My wife wants a new house. And the one she describes is not unlike those you think of when someone mentions the “American dream.”

We’re not white-picket-fence people by any means. But there’s a certain charm to a wraparound porch with a two-person swing out front, a large, flat backyard with a fence for the dogs and a friendly neighborhood where people greet you with warm hellos.

It’s idyllic, and I’m sure it’s an image most of you have envisioned in some form or another at some point. It’s also a dream that was tarnished by the Great Recession and the subprime mortgage fiasco that preceded it.

As a result, many people — myself included — bailed on the housing market completely when their investments and equity evaporated.

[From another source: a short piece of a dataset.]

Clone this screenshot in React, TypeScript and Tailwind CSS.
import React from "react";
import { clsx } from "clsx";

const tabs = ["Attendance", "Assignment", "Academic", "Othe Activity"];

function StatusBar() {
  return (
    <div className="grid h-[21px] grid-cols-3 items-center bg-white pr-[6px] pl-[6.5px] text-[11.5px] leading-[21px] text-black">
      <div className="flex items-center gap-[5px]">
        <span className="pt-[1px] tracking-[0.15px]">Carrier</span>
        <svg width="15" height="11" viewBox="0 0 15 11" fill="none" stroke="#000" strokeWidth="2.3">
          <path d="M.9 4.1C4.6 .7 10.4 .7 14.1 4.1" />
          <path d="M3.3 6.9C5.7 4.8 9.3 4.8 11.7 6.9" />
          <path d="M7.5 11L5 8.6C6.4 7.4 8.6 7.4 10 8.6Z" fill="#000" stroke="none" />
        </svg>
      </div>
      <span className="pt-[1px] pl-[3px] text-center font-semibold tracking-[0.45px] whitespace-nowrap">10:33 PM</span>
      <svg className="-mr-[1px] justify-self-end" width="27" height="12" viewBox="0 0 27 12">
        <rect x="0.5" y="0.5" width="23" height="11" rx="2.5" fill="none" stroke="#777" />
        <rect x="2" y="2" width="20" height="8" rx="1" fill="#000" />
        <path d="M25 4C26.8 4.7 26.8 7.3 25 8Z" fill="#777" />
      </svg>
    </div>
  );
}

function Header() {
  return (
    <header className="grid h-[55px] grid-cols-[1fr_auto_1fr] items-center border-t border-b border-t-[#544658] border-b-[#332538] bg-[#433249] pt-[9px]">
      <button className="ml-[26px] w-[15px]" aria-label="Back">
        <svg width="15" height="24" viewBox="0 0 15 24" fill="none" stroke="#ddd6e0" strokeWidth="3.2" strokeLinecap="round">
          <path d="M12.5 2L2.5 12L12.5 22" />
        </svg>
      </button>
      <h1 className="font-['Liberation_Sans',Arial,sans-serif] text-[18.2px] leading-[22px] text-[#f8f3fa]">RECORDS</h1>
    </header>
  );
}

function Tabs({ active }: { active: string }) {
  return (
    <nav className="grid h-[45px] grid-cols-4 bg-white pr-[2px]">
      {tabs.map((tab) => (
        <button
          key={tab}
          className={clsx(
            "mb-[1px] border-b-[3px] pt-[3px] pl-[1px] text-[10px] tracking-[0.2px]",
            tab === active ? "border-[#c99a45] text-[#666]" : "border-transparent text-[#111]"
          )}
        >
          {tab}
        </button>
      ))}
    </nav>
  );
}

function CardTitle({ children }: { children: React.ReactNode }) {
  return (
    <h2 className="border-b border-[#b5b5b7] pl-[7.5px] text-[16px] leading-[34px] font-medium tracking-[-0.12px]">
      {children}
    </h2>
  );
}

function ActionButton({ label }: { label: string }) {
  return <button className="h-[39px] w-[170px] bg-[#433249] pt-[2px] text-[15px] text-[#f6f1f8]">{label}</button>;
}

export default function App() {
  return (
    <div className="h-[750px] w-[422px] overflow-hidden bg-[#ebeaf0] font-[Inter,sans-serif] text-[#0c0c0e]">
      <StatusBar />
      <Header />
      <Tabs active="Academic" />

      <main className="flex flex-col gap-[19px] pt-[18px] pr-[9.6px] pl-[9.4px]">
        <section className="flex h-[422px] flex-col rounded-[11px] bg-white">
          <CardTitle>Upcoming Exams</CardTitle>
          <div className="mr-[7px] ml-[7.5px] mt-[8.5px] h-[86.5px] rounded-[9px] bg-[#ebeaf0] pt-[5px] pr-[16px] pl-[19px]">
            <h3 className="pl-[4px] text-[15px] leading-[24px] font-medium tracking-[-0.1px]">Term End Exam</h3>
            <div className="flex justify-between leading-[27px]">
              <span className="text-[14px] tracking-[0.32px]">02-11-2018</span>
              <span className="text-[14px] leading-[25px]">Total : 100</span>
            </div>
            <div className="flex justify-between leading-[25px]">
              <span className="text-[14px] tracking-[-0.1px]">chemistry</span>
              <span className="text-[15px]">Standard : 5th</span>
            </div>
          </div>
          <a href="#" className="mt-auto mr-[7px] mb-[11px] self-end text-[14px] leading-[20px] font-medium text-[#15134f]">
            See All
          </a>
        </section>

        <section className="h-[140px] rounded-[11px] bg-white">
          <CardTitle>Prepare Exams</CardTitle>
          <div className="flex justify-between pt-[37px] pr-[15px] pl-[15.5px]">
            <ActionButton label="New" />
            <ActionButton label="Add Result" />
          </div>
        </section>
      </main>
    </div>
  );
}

Renting quickly became the new norm, even among single-family homes.

But while the doom-and-gloom headlines still reign over the housing market, there are signs in recent economic data that the American dream of homeownership could be making a comeback.

There’s also a growing threat to renters that could spur a return to ownership sooner than many are expecting.

And here’s why…

The Rent Is Too Damn High!

Inflation is a dual-edged sword.  On one hand, it’s a sign of a growing economy as employment and corporate profits grow. On the other hand, inflation drives prices higher across the board, undermining consumers’ ability to buy the things they want and need — particularly if salaries aren’t keeping pace.

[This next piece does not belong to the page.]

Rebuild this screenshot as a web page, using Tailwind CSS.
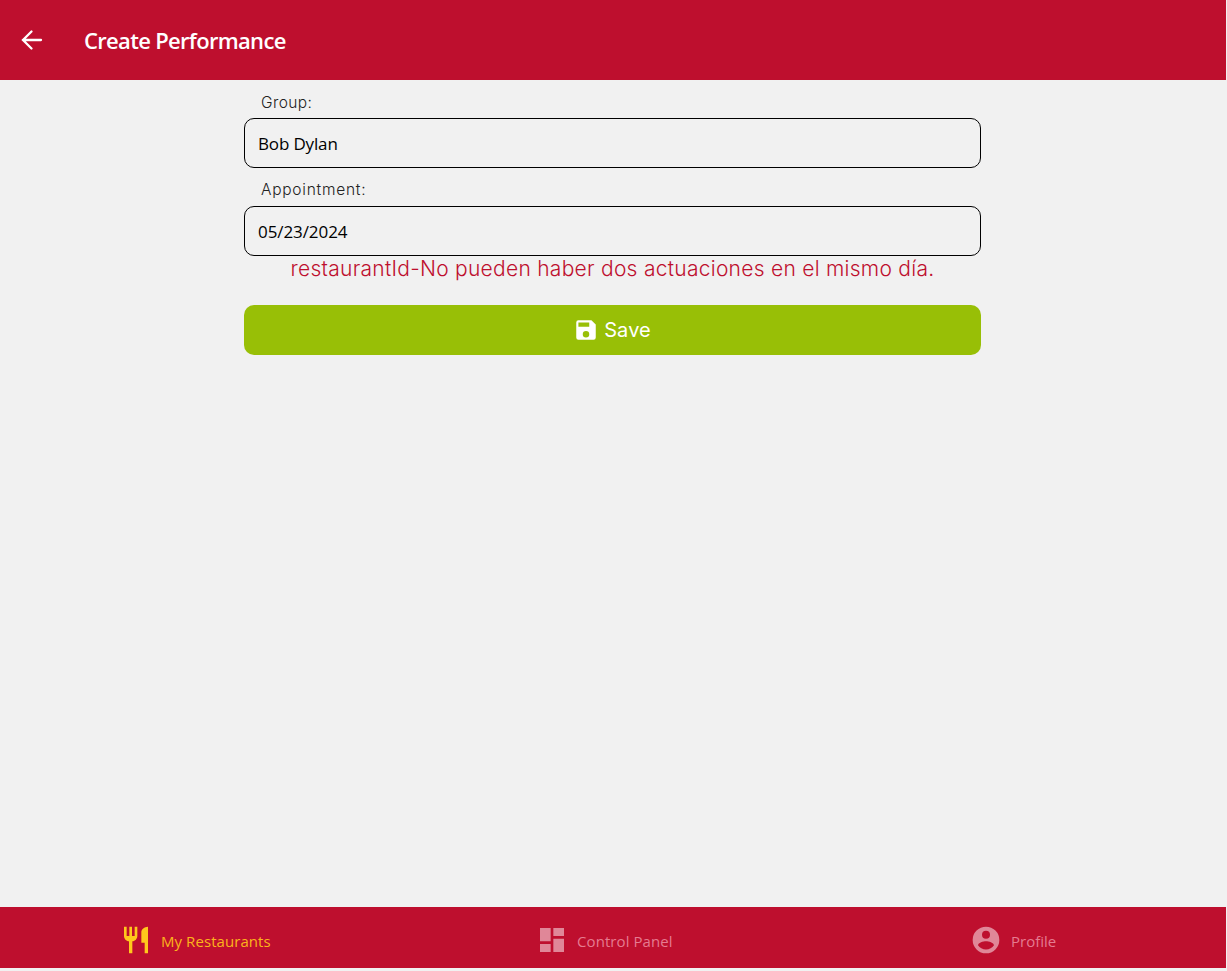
<!DOCTYPE html>
<html lang="en">
<head>
<meta charset="utf-8">
<title>Create Performance</title>
<script src="https://cdn.jsdelivr.net/npm/@tailwindcss/browser@4"></script>
</head>
<body class="h-[971px] overflow-hidden bg-[#f1f1f1] pr-px font-['Open_Sans',sans-serif]">
<div class="flex h-[968px] flex-col">
  <header class="flex h-20 shrink-0 items-center bg-[#be0f2e] pl-5 text-white">
    <svg class="size-6" viewBox="0 0 24 24" fill="none" stroke="currentColor" stroke-width="2.300" stroke-linecap="round"><path d="M11.500 3.500 3 12l8.500 8.500M3 12h18"/></svg>
    <h1 class="ml-10 text-[22px] font-semibold tracking-[-0.680px] whitespace-nowrap"><span>Create Performance</span></h1>
  </header>
  <main class="ml-[244px] flex w-[737px] grow flex-col">
    <label class="mt-[13px] h-[25px] pl-[17px] font-[Inter,sans-serif] text-[15.500px] leading-5 font-light tracking-[0.400px] text-[#222]"><span>Group:</span></label>
    <div class="flex h-[50px] items-center rounded-[10px] border border-black px-[13px] pt-px text-[17px] tracking-[-0.150px] text-black"><span>Bob Dylan</span></div>
    <label class="mt-3 h-[26px] pl-[17px] font-[Inter,sans-serif] text-[15.500px] leading-5 font-light tracking-[0.750px] text-[#222]"><span>Appointment:</span></label>
    <div class="flex h-[50px] items-center rounded-[10px] border border-black px-[13px] pt-px text-[17px] tracking-[-0.080px] text-black"><span>05/23/2024</span></div>
    <p class="h-[49px] text-center font-[Inter,sans-serif] text-[21px] leading-[25px] font-light tracking-[0.270px] whitespace-nowrap text-[#be0f2e]"><span>restaurantId-No pueden haber dos actuaciones en el mismo día.</span></p>
    <button class="flex h-[50px] items-center justify-center gap-[5px] rounded-[10px] bg-[#98bf06] pr-px pb-px font-[Inter,sans-serif] text-[20px] tracking-[0.100px] text-white">
      <svg class="size-[26px]" viewBox="0 0 24 24" fill="currentColor"><path d="M15 9H5V5h10M12 19a3 3 0 0 1-3-3 3 3 0 0 1 3-3 3 3 0 0 1 3 3 3 3 0 0 1-3 3M17 3H5a2 2 0 0 0-2 2v14a2 2 0 0 0 2 2h14a2 2 0 0 0 2-2V7l-4-4Z"/></svg>
      <span>Save</span>
    </button>
  </main>
  <nav class="flex h-[61px] shrink-0 bg-[#be0f2e] pt-[17px] text-[15px]">
    <a class="flex w-[409px] gap-[9px] pl-[120px] text-[#fbb41b]">
      <svg class="size-8" viewBox="0 0 24 24" fill="#ffc81c"><path d="M11 9H9V2H7v7H5V2H3v7c0 2.120 1.660 3.840 3.750 3.970V22h2.500v-9.030C11.340 12.840 13 11.120 13 9V2h-2v7m5-3v8h2.500v8H21V2c-2.760 0-5 2.240-5 4Z"/></svg>
      <span class="leading-[34px] tracking-[0.070px]">My Restaurants</span>
    </a>
    <a class="flex w-[409px] gap-[9px] pl-[127px] text-[#e57b90]">
      <svg class="size-8" viewBox="0 0 24 24" fill="#e08798"><path d="M13 3v6h8V3m-8 18h8V11h-8M3 21h8v-6H3m0-2h8V3H3v10Z"/></svg>
      <span class="leading-[34px] tracking-[0.080px]">Control Panel</span>
    </a>
    <a class="flex w-[408px] gap-[9px] pl-[152px] text-[#e57b90]">
      <svg class="size-8" viewBox="0 0 24 24" fill="#e08798"><path d="M12 19.200c-2.500 0-4.710-1.280-6-3.200.03-2 4-3.100 6-3.100s5.970 1.100 6 3.100c-1.290 1.920-3.500 3.200-6 3.200M12 5a3 3 0 1 1 0 6 3 3 0 0 1 0-6m0-3a10 10 0 1 0 0 20 10 10 0 0 0 0-20Z"/></svg>
      <span class="leading-[34px]">Profile</span>
    </a>
  </nav>
</div>
</body>
</html>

The latest U.S. Consumer Price Report reveals that renters are being hit particularly hard.  Between rising gasoline prices and soaring rent, the December Consumer Price Index saw its largest year-over-year increase in two and a half years. For its part, gasoline prices added 3% on the month, after climbing 2.7% in November. Rental costs alone rose 0.3% in December, leading to a 4% rise last year.

In fact, according to ATTOM Data Solutions, owner of the U.S.’ largest fused property database, it is now more affordable to own a home than rent in 66% of U.S. housing markets. In other words, renters are going to realize sooner rather than later that homeownership could make a significant impact on their tightening budgets.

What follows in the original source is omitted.